--- begin Data shown ---

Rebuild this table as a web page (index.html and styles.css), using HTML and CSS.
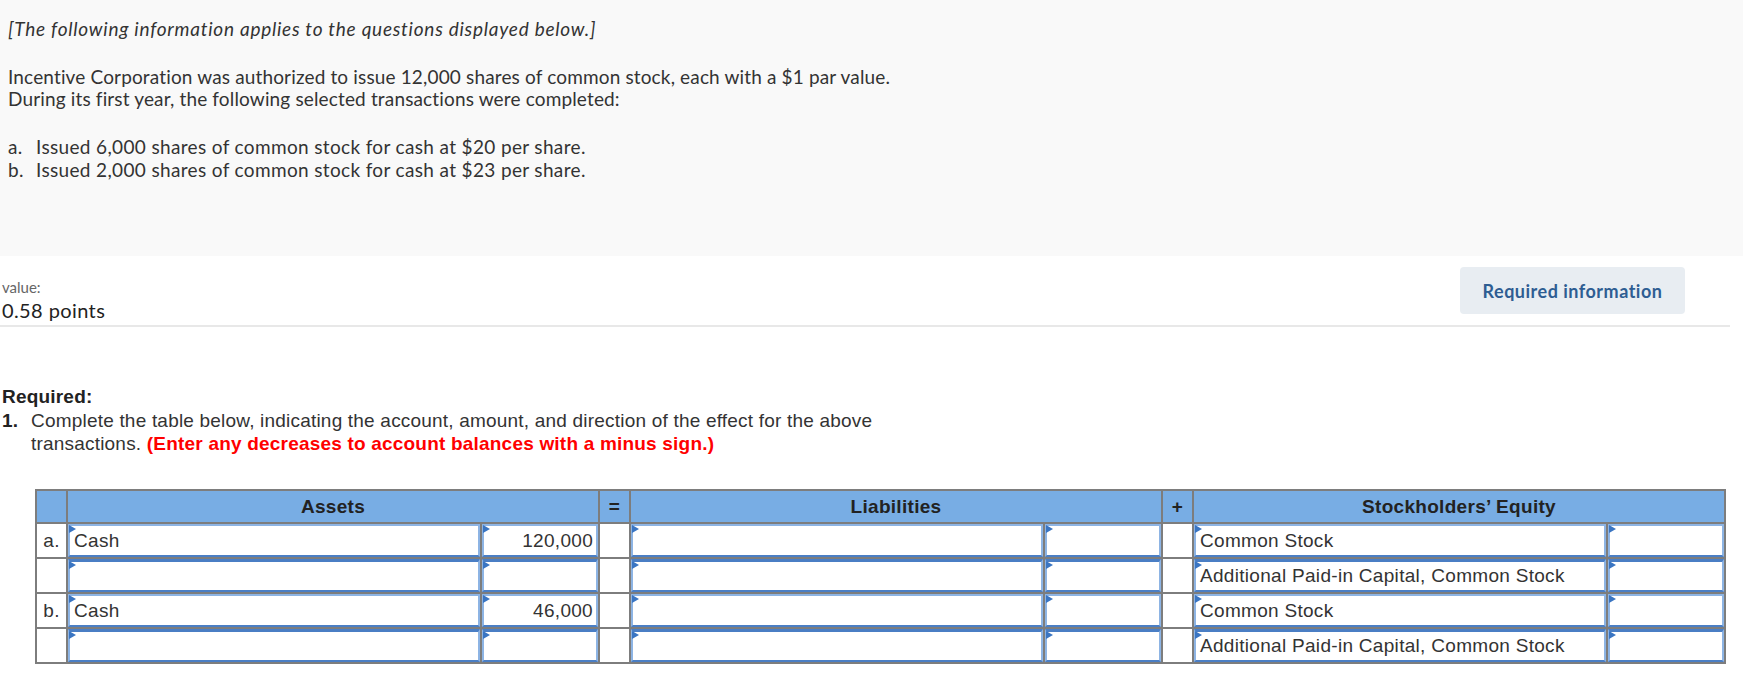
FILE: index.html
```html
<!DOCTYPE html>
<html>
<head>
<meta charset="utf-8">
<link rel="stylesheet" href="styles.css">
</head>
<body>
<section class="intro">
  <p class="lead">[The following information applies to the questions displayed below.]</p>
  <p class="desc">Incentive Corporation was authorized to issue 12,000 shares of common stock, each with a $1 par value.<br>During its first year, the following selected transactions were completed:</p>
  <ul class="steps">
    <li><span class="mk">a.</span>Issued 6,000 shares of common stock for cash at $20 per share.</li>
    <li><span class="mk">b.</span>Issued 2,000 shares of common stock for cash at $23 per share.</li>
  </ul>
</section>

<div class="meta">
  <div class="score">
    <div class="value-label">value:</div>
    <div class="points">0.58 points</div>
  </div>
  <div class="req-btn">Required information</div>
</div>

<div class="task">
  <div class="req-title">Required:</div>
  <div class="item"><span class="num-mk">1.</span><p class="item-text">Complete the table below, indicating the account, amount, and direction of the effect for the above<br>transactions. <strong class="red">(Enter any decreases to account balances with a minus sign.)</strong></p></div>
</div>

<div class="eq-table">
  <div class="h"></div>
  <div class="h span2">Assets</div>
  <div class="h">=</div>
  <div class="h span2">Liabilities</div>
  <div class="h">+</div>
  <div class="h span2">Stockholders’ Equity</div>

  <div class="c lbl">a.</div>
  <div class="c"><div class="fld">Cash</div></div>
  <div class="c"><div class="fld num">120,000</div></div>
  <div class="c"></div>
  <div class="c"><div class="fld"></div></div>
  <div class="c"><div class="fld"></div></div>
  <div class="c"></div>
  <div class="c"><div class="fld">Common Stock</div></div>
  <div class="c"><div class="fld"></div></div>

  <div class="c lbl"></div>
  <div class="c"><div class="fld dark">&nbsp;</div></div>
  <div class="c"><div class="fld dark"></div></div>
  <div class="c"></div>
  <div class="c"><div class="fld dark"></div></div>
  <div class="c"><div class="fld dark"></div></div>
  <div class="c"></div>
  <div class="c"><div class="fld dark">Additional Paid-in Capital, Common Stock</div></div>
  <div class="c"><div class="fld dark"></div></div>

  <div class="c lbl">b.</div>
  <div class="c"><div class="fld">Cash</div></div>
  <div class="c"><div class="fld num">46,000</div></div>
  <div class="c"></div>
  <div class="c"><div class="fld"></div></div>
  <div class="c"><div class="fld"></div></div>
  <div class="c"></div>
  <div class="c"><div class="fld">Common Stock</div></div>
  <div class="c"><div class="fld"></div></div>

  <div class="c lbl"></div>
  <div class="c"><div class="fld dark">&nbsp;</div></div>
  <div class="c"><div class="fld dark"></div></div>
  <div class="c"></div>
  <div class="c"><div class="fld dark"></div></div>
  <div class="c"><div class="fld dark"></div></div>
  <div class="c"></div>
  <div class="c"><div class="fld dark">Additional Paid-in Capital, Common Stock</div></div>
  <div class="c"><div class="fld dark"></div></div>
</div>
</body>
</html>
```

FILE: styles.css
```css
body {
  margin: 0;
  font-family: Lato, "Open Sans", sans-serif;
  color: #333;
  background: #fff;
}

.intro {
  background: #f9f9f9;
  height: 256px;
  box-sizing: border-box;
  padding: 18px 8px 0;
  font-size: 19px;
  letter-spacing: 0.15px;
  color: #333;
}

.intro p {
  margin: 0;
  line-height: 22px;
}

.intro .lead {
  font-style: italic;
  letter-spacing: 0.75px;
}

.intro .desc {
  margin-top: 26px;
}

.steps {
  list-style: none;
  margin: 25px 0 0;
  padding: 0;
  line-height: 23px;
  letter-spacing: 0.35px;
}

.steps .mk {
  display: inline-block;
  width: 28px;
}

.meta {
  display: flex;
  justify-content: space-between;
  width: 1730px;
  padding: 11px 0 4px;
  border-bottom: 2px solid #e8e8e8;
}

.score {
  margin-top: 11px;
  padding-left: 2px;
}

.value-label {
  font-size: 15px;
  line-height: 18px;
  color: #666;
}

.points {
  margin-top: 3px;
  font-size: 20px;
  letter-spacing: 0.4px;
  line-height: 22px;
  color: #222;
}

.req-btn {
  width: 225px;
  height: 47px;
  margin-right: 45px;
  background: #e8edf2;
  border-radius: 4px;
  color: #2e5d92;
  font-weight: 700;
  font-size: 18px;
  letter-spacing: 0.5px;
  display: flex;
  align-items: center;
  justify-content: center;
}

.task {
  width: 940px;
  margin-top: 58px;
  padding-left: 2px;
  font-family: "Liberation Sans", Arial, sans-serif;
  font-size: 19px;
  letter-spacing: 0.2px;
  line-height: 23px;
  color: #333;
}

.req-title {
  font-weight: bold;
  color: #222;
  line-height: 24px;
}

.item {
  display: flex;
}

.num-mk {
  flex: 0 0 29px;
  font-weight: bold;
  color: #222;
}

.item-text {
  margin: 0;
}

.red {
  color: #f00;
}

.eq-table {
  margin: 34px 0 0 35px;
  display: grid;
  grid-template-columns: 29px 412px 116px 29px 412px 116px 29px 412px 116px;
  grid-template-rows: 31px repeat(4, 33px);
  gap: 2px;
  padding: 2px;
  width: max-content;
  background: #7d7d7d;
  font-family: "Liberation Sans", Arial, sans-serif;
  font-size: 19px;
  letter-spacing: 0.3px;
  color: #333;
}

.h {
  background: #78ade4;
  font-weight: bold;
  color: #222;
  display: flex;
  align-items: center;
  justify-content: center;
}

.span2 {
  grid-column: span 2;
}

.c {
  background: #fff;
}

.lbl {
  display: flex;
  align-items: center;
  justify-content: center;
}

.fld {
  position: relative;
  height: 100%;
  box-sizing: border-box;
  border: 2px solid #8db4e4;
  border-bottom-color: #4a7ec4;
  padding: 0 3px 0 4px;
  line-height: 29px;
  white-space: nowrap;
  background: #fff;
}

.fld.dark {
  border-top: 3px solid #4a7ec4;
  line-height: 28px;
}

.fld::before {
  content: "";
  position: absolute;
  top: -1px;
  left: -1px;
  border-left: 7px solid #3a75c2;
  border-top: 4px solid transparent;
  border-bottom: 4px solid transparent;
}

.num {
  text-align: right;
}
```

--- end Data shown ---

To do. Copy out every line of the material above that mentions the word "index".

Answer in full.
Rebuild this table as a web page (index.html and styles.css), using HTML and CSS.
FILE: index.html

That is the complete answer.